In the derivation of the Poisson-Boltzmann equation, my textbook arrives at the expression
$$ \rho_i = c_+ z_+ F + c_-z_-F = c_+^oz_+^oFe^{-z_+e\phi_i/kT} + c_-^oz_-Fe^{-z_-e\phi_i/kT} $$
where $c_\pm$ is the concentration (of positive or negative ions), $z_\pm$ is the valence of the ions, $F$ is the Faraday constant ($=eN_A$) and $c_\pm^o$ is the concentration in the bulk.

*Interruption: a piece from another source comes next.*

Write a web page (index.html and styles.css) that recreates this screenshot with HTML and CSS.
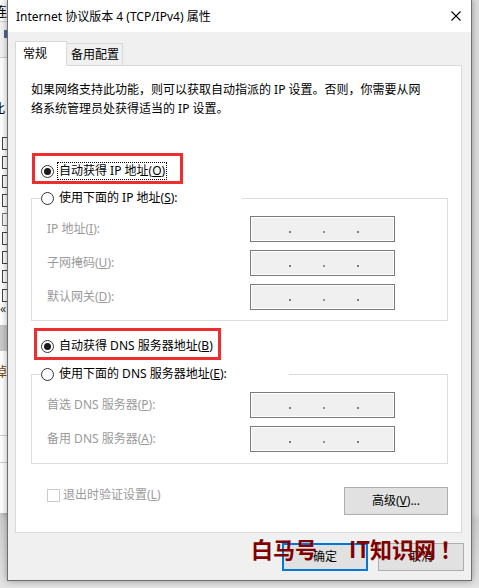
FILE: index.html
```html
<!DOCTYPE html>
<html lang="zh-CN">
<head>
<meta charset="utf-8">
<title>Internet 协议版本 4 (TCP/IPv4) 属性</title>
<link rel="stylesheet" href="styles.css">
</head>
<body>
<div class="bgwin">
  <div class="bg-head">连</div>
  <div class="bg-tool"><span class="bg-mark"></span></div>
  <div class="bg-text">此</div>
  <ul class="bg-list">
    <li></li><li></li><li></li><li></li><li class="empty"></li><li></li><li></li><li></li><li></li>
  </ul>
  <div class="bg-arrow">«</div>
  <div class="bg-block"></div>
  <div class="bg-glyph">掉</div>
  <div class="bg-line"></div>
  <div class="bg-line"></div>
</div>

<div class="dialog">
  <div class="titlebar">
    <span class="title">Internet 协议版本 4 (TCP/IPv4) 属性</span>
    <svg class="close" width="10" height="10" viewBox="0 0 10 10"><path d="M0.5 0.5 L9.5 9.5 M9.5 0.5 L0.5 9.5" stroke="#000" stroke-width="1.1" fill="none"/></svg>
  </div>
  <div class="body">
    <div class="tabs">
      <div class="tab active">常规</div>
      <div class="tab inactive">备用配置</div>
    </div>
    <div class="panel">
      <p class="desc">如果网络支持此功能，则可以获取自动指派的 IP 设置。否则，你需要从网<br>络系统管理员处获得适当的 IP 设置。</p>

      <div class="opt opt-first">
        <span class="radio checked"></span><span class="lbl focus">自动获得 IP 地址(<u>O</u>)</span>
        <span class="mark mark-ip"></span>
      </div>

      <fieldset class="group group-ip">
        <legend class="opt legend-ip"><span class="radio"></span><span class="lbl">使用下面的 IP 地址(<u>S</u>):</span></legend>
        <div class="rows">
          <div class="row"><span class="flabel">IP 地址(<u>I</u>):</span><span class="ipbox"><i></i><i></i><i></i></span></div>
          <div class="row"><span class="flabel">子网掩码(<u>U</u>):</span><span class="ipbox"><i></i><i></i><i></i></span></div>
          <div class="row"><span class="flabel">默认网关(<u>D</u>):</span><span class="ipbox"><i></i><i></i><i></i></span></div>
        </div>
      </fieldset>

      <div class="opt opt-dns">
        <span class="radio checked"></span><span class="lbl">自动获得 DNS 服务器地址(<u>B</u>)</span>
        <span class="mark mark-dns"></span>
      </div>

      <fieldset class="group group-dns">
        <legend class="opt legend-dns"><span class="radio"></span><span class="lbl">使用下面的 DNS 服务器地址(<u>E</u>):</span></legend>
        <div class="rows">
          <div class="row"><span class="flabel">首选 DNS 服务器(<u>P</u>):</span><span class="ipbox"><i></i><i></i><i></i></span></div>
          <div class="row"><span class="flabel">备用 DNS 服务器(<u>A</u>):</span><span class="ipbox"><i></i><i></i><i></i></span></div>
        </div>
      </fieldset>

      <div class="bottom">
        <label class="check"><span class="box"></span><span class="clbl">退出时验证设置(<u>L</u>)</span></label>
        <button class="btn adv">高级(<u>V</u>)...</button>
      </div>
    </div>
    <div class="actions">
      <button class="btn default">确定</button>
      <button class="btn">取消</button>
    </div>
  </div>
</div>

<div class="watermark"><span>白马号</span><span>IT知识网<span class="excl">！</span></span></div>
</body>
</html>
```

FILE: styles.css
```css
* { box-sizing: border-box; }

html, body {
  margin: 0;
  padding: 0;
}

body {
  width: 479px;
  height: 588px;
  position: relative;
  overflow: hidden;
  background: linear-gradient(to bottom, #dcdcdc 0, #dcdcdc 513px, #d0d0d0 520px, #e4e4e4 588px);
  font-family: "Noto Sans", "Noto Sans CJK SC", sans-serif;
  font-size: 12px;
  color: #000;
}

/* background window peeking on the left */
.bgwin {
  position: absolute;
  left: 0;
  top: 0;
  width: 60px;
  height: 513px;
  background: #fff;
  box-shadow: 0 2px 6px rgba(0,0,0,0.25);
  display: flex;
  flex-direction: column;
}
.bg-head {
  height: 22px;
  line-height: 22px;
  font-size: 13px;
  margin-left: -6px;
  border-bottom: 1px solid #d0d0d0;
  background: #fafafa;
}
.bg-tool {
  height: 36px;
  border-bottom: 1px solid #d0d0d0;
  background: #f3f3f3;
  padding-top: 8px;
}
.bg-mark {
  display: block;
  width: 3px;
  height: 8px;
  margin-left: 4px;
  background: #4a6a9a;
}
.bg-text {
  margin-top: 42px;
  margin-left: -8px;
  font-size: 13px;
  line-height: 16px;
}
.bg-list {
  list-style: none;
  margin: 21px 0 0 0;
  padding: 0;
  display: flex;
  flex-direction: column;
  gap: 6px;
}
.bg-list li {
  width: 8px;
  height: 13px;
  margin-left: 2px;
  border: 1px solid #444;
  border-right-width: 2px;
  background: #fff;
}
.bg-list li.empty { border-color: #777; }
.bg-arrow {
  font-size: 12px;
  line-height: 12px;
  margin-top: 1px;
  color: #333;
}
.bg-block {
  height: 26px;
  margin-top: 10px;
  background: #c9c9c9;
}
.bg-glyph {
  margin-top: 12px;
  margin-left: -6px;
  font-size: 13px;
  line-height: 16px;
  color: #7a4a10;
}
.bg-line {
  margin-top: 56px;
  border-top: 1px solid #cfcfcf;
}
.bg-line + .bg-line { margin-top: 26px; }

/* dialog window */
.dialog {
  position: absolute;
  left: 7px;
  top: -1px;
  width: 465px;
  height: 582px;
  border: 1px solid #6e6e6e;
  background: #f0f0f0;
  box-shadow: 0 0 7px rgba(0,0,0,0.35);
  display: flex;
  flex-direction: column;
}

.titlebar {
  height: 32px;
  padding-top: 1px;
  background: #fff;
  display: flex;
  align-items: center;
  justify-content: space-between;
  padding-left: 8px;
  padding-right: 10px;
}
.title {
  line-height: 31px;
}
.close { display: block; margin-top: -2px; }

.body {
  flex: 1;
  background: #f0f0f0;
  padding: 9px 9px 0 7px;
  display: flex;
  flex-direction: column;
}

.tabs {
  display: flex;
  height: 25px;
  margin-bottom: -1px;
  position: relative;
  z-index: 1;
}
.tab {
  border: 1px solid #d9d9d9;
  border-bottom: none;
  line-height: 22px;
}
.tab.active {
  width: 52px;
  height: 25px;
  background: #fff;
  padding-left: 7px;
  line-height: 23px;
}
.tab.inactive {
  width: 57px;
  height: 22px;
  margin-top: 2px;
  margin-left: -1px;
  background: #f0f0f0;
  padding-left: 4px;
}

.panel {
  width: 447px;
  height: 468px;
  border: 1px solid #d9d9d9;
  background: #fff;
  padding: 14px 13px 0 15px;
  display: flex;
  flex-direction: column;
}

.desc {
  margin: 0;
  line-height: 19px;
  height: 38px;
  white-space: nowrap;
}

.opt {
  display: flex;
  align-items: center;
  height: 20px;
  position: relative;
}
.opt-first { margin-top: 43px; padding-left: 10px; }
.opt-dns { margin-top: 15px; padding-left: 10px; }

.radio {
  width: 13px;
  height: 13px;
  border: 1px solid #333;
  border-radius: 50%;
  background: #fff;
  display: flex;
  align-items: center;
  justify-content: center;
  flex: none;
}
.radio.checked::after {
  content: "";
  width: 7px;
  height: 7px;
  border-radius: 50%;
  background: #1a1a1a;
}
.lbl {
  margin-left: 3px;
  padding: 0 1px;
  border: 1px dotted transparent;
  line-height: 16px;
  white-space: nowrap;
}
.lbl.focus { border-color: #000; }

.mark {
  position: absolute;
  border: 3px solid #ee2e2e;
  pointer-events: none;
}
.mark-ip { left: 1px; top: -8px; width: 151px; height: 31px; }
.mark-dns { left: 3px; top: -8px; width: 187px; height: 32px; }

.group {
  margin: 7px 0 0 0;
  padding: 0 0 10px 9px;
  border: 1px solid #dcdcdc;
  min-width: 0;
}
.group-dns { margin-top: 8px; padding-bottom: 11px; }
.group legend {
  padding: 0;
  background: #fff;
}
.legend-ip { width: 201px; }
.legend-dns { width: 248px; }

.rows {
  margin: 8px 0 0 6px;
  display: flex;
  flex-direction: column;
  gap: 8px;
}
.row {
  display: grid;
  grid-template-columns: 203px 145px;
  align-items: center;
  height: 26px;
}
.flabel {
  color: #9a9a9a;
  white-space: nowrap;
  line-height: 16px;
}
.ipbox {
  height: 26px;
  border: 1px solid #7a7a7a;
  box-shadow: inset 0 0 0 1px #fff;
  background: #f0f0f0;
  display: flex;
  align-items: flex-start;
  padding: 14px 0 0 38px;
  gap: 32px;
}
.ipbox i {
  display: block;
  width: 2px;
  height: 2px;
  background: #7d7d8a;
}
.ipbox i:nth-child(2) { background: #9a8f80; }

.bottom {
  margin-top: 21px;
  display: flex;
  justify-content: space-between;
  align-items: flex-start;
}
.check {
  display: flex;
  align-items: center;
  height: 20px;
  padding-left: 16px;
}
.check .box {
  width: 13px;
  height: 13px;
  border: 1px solid #cccccc;
  background: #fff;
}
.clbl {
  margin-left: 3px;
  color: #9a9a9a;
  line-height: 16px;
}

.btn {
  font-family: "Noto Sans", "Noto Sans CJK SC", sans-serif;
  font-size: 12px;
  color: #000;
  background: #e1e1e1;
  border: 1px solid #adadad;
  height: 28px;
  padding: 0;
  line-height: 24px;
}
.adv {
  width: 104px;
  margin-top: 2px;
}

.actions {
  margin-top: 10px;
  margin-right: -2px;
  display: flex;
  justify-content: flex-end;
  gap: 10px;
}
.actions .btn { width: 86px; }
.btn.default { border: 2px solid #0078d7; }

.watermark {
  position: absolute;
  left: 251px;
  top: 537px;
  display: flex;
  gap: 32px;
  font-family: "Noto Sans CJK SC", sans-serif;
  font-weight: 700;
  font-size: 22px;
  line-height: 22px;
  color: #800000;
  white-space: nowrap;
  pointer-events: none;
}
.excl { margin-left: 4px; }
```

The rest is standard notation.
The book now writes that
Because the average electrostatic interaction energy is small compared with $kT$, we may write
$$ \rho_i = (c_+^o z_+ + c_-^oz_-)F - (c_+^oz_+^2 + c_-^oz_-^2)\frac{F^2\phi_i}{kN_AT} + \cdots $$
How do they know that $ze\phi \ll kT$?
To make an estimate, I find the electric potential of a proton (or an $\text{Na}^+$ ion) in vacuum at 1 nm away.
$$ V^{vac} = \frac{1}{4\pi\epsilon_0}\frac{+1e}{1nm} \approx 1.43 \text{V}. $$
In water ($\epsilon = \epsilon_0\epsilon_r = \epsilon_078$),
$$ V^{sol} = \frac{1}{4\pi78}\frac{+1e}{1nm} \approx 0.02 \text{V}. $$
So in solution a $\text{Cl}^-$ ion would have the energy
$$ w=(-1e)V^{sol} \approx -3.2 \cdot 10^{-21}J $$
while at room temperature $kT \approx 3.9 \cdot 10^{-21}J$.
Is this roughly the idea behind the above assumption?